While ranking, PLS has grouped together 10 non-URMs and 10 URMs with comparable backgrounds and GPAs.  However, the URMs all have LSATs 6/4/2 points lower (relative to their race), which, if accurate, are below the school's acceptable levels given an unexceptional background.  How should PLS rank them?  On average, these candidates are all equal, and, perhaps, if PLS could admit all of them, it should.  But lets say that it cannot: they are down to their last 10 spots, or these are the 20 candidates from Florida and PLS only wants 10 admits from Florida; now the individual rankings are crucial.  Despite being equal on average, it does not follow that PLS should consider them all equal when ranking them individually, because some of the URMs might have not been affected by the "stereotype threat" and others might have been affected by it by more than 6/4/2 points.  Nor does it follow, though, that greater "contextualization" or a more holistic approach will miraculously reveal which of these URMs suffered from the "stereotype threat" and to what extent.  Since it is meritocratic, PLS would, unless it is risk-seeking (which is highly doubtful since it is a law school admissions committee), rank the 10 non-URMs higher because each, individually, is more likely to have an acceptable LSAT score than each individual URM, even though, on average, they all have the same score (and obviously LSATs are not sure things, they are only indicators, but if the only difference between two candidates is an LSAT score, the only meritocratic course is to rank higher the student with the higher LSAT).  Because it is impossible to specifically determine the affect of "stereotype threat" on any of these individual candidates, it is more meritocratic to rank 10 170s higher than 10 165s, even if some of those 165s might really be 170s or 175s if the "stereotype threat" is properly accounted for in the individual cases.  Unless PLS boosts all of the URMs equally (and blindly) it seems impossible to have a fair or meritocratic method that would not rank the 10 non-URMs highest.
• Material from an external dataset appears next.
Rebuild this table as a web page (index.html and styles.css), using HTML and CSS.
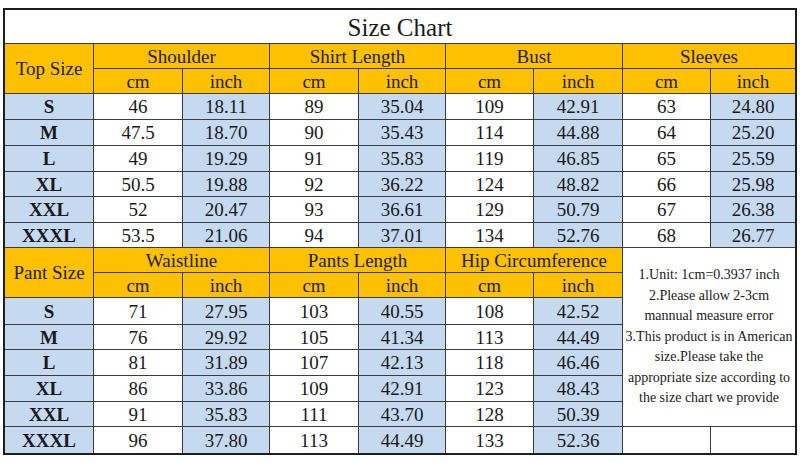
FILE: index.html
```html
<!DOCTYPE html>
<html>
<head>
<meta charset="utf-8">
<title>Size Chart</title>
<link rel="stylesheet" href="styles.css">
</head>
<body>
<div class="chart">
  <div class="c title">Size Chart</div>

  <div class="c hd rs2">Top Size</div>
  <div class="c hd cs2">Shoulder</div>
  <div class="c hd cs2">Shirt Length</div>
  <div class="c hd cs2">Bust</div>
  <div class="c hd cs2">Sleeves</div>
  <div class="c hd">cm</div><div class="c hd">inch</div>
  <div class="c hd">cm</div><div class="c hd">inch</div>
  <div class="c hd">cm</div><div class="c hd">inch</div>
  <div class="c hd">cm</div><div class="c hd">inch</div>

  <div class="c sz">S</div><div class="c w">46</div><div class="c b">18.11</div><div class="c w">89</div><div class="c b">35.04</div><div class="c w">109</div><div class="c b">42.91</div><div class="c w">63</div><div class="c b">24.80</div>
  <div class="c sz">M</div><div class="c w">47.5</div><div class="c b">18.70</div><div class="c w">90</div><div class="c b">35.43</div><div class="c w">114</div><div class="c b">44.88</div><div class="c w">64</div><div class="c b">25.20</div>
  <div class="c sz">L</div><div class="c w">49</div><div class="c b">19.29</div><div class="c w">91</div><div class="c b">35.83</div><div class="c w">119</div><div class="c b">46.85</div><div class="c w">65</div><div class="c b">25.59</div>
  <div class="c sz">XL</div><div class="c w">50.5</div><div class="c b">19.88</div><div class="c w">92</div><div class="c b">36.22</div><div class="c w">124</div><div class="c b">48.82</div><div class="c w">66</div><div class="c b">25.98</div>
  <div class="c sz">XXL</div><div class="c w">52</div><div class="c b">20.47</div><div class="c w">93</div><div class="c b">36.61</div><div class="c w">129</div><div class="c b">50.79</div><div class="c w">67</div><div class="c b">26.38</div>
  <div class="c sz">XXXL</div><div class="c w">53.5</div><div class="c b">21.06</div><div class="c w">94</div><div class="c b">37.01</div><div class="c w">134</div><div class="c b">52.76</div><div class="c w">68</div><div class="c b">26.77</div>

  <div class="c hd rs2">Pant Size</div>
  <div class="c hd cs2">Waistline</div>
  <div class="c hd cs2">Pants Length</div>
  <div class="c hd cs2">Hip Circumference</div>
  <div class="c notes">
    <p>1.Unit: 1cm=0.3937 inch<br>2.Please allow 2-3cm<br>mannual measure error<br>3.This product is in American<br>size.Please take the<br>appropriate size according to<br>the size chart we provide</p>
  </div>
  <div class="c hd">cm</div><div class="c hd">inch</div>
  <div class="c hd">cm</div><div class="c hd">inch</div>
  <div class="c hd">cm</div><div class="c hd">inch</div>

  <div class="c sz">S</div><div class="c w">71</div><div class="c b">27.95</div><div class="c w">103</div><div class="c b">40.55</div><div class="c w">108</div><div class="c b">42.52</div>
  <div class="c sz">M</div><div class="c w">76</div><div class="c b">29.92</div><div class="c w">105</div><div class="c b">41.34</div><div class="c w">113</div><div class="c b">44.49</div>
  <div class="c sz">L</div><div class="c w">81</div><div class="c b">31.89</div><div class="c w">107</div><div class="c b">42.13</div><div class="c w">118</div><div class="c b">46.46</div>
  <div class="c sz">XL</div><div class="c w">86</div><div class="c b">33.86</div><div class="c w">109</div><div class="c b">42.91</div><div class="c w">123</div><div class="c b">48.43</div>
  <div class="c sz">XXL</div><div class="c w">91</div><div class="c b">35.83</div><div class="c w">111</div><div class="c b">43.70</div><div class="c w">128</div><div class="c b">50.39</div>
  <div class="c sz">XXXL</div><div class="c w">96</div><div class="c b">37.80</div><div class="c w">113</div><div class="c b">44.49</div><div class="c w">133</div><div class="c b">52.36</div><div class="c w"></div><div class="c w"></div>
</div>
</body>
</html>
```

FILE: styles.css
```css
html, body {
  margin: 0;
  padding: 0;
  background: #ffffff;
}

body {
  font-family: "Liberation Serif", "Times New Roman", serif;
  color: #1a1a1a;
}

.chart {
  margin: 8px 0 0 3px;
  width: 790px;
  display: grid;
  grid-template-columns: 88px 88px 86px 88px 86px 87px 88px 87px 84px;
  grid-template-rows: 33px 24px 24px 25px 25px 25px 24px 25px 24px 24px 24px 26px 24px 25px 25px 24px 26px;
  gap: 1px;
  background: #3c3c3c;
  border: 2px solid #1e1e1e;
}

.c {
  display: flex;
  align-items: center;
  justify-content: center;
  font-size: 19px;
  line-height: 1;
  white-space: nowrap;
}

.title {
  grid-column: 1 / -1;
  background: #ffffff;
  font-size: 25px;
  padding-top: 2px;
}

.hd {
  background: #ffc000;
  color: #222;
}

.rs2 {
  grid-row: span 2;
}

.cs2 {
  grid-column: span 2;
}

.sz {
  background: #c5d9f1;
  font-weight: bold;
}

.w {
  background: #ffffff;
}

.b {
  background: #c5d9f1;
}

.notes {
  grid-column: 8 / span 2;
  grid-row: span 7;
  background: #ffffff;
  white-space: normal;
}

.notes p {
  margin: 0;
  font-size: 14px;
  line-height: 20.5px;
  text-align: center;
}
```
Thus it seems that PLS can either have a meritocratic admissions system or an AA admissions system, but not both.

Red said "e) (I think persuasively) answers the following common questions:
--“why should the sons and daughters of  rich black folk benefit from affirmative action when the chidren of Appalachian coalminers don’t?”

To me the key word in the quote was "should"--it doesn't necessarily say why they do, though at other points she has argued that AA is in part a response to flaws of the LSAT- Still assuming one takes stereotype threat as explained by Red as a reason why AA is jusitificed based on merit of the applicants, then there is still room for other threads that focus on the historical and political realities behind it,  unless of course we assume the lawschools use AA policies purely for reasons of merit.

This was, at least in part, the point Bass made.  I do kind of wish the "should" and "how" could be separated, even though C00per6 disagrees.  C00per6's point, I think, was that without a proper "how-to", there should be no corrective action even with evidence of a disparate impact.  (I find that strange, but whatever.)

That's mostly my point, that the evaluation (and justification) of an idea is not its theoretical soundness but its practical feasibility (see, for instance, communism and other variants of Marxism and utopianism, the Star Wars anti-missile program, neoconservatism, and, the best metaphor of all in my opinion: the Tower of Babel).  By contrast, non-theoretically sound but practically beneficial ideas are often very useful or good: Newton's mechanics, penicillin, sleep, etc.).

Also, I do believe that AA is a good policy right now because of its benefits (an empirical justification), with or without a theoretical justification.

I see.  Perhaps there should be another thread that can provide a forum for AA practice, under the assumption that it is theoretical justified on the grounds described here.

That might be a good idea---I've posted my question here because i think it pertains to Red's quest for a meritocratic justification of AA, but if others choose to try to help me answer it here or elsewhere, i'll listen and respond if i can.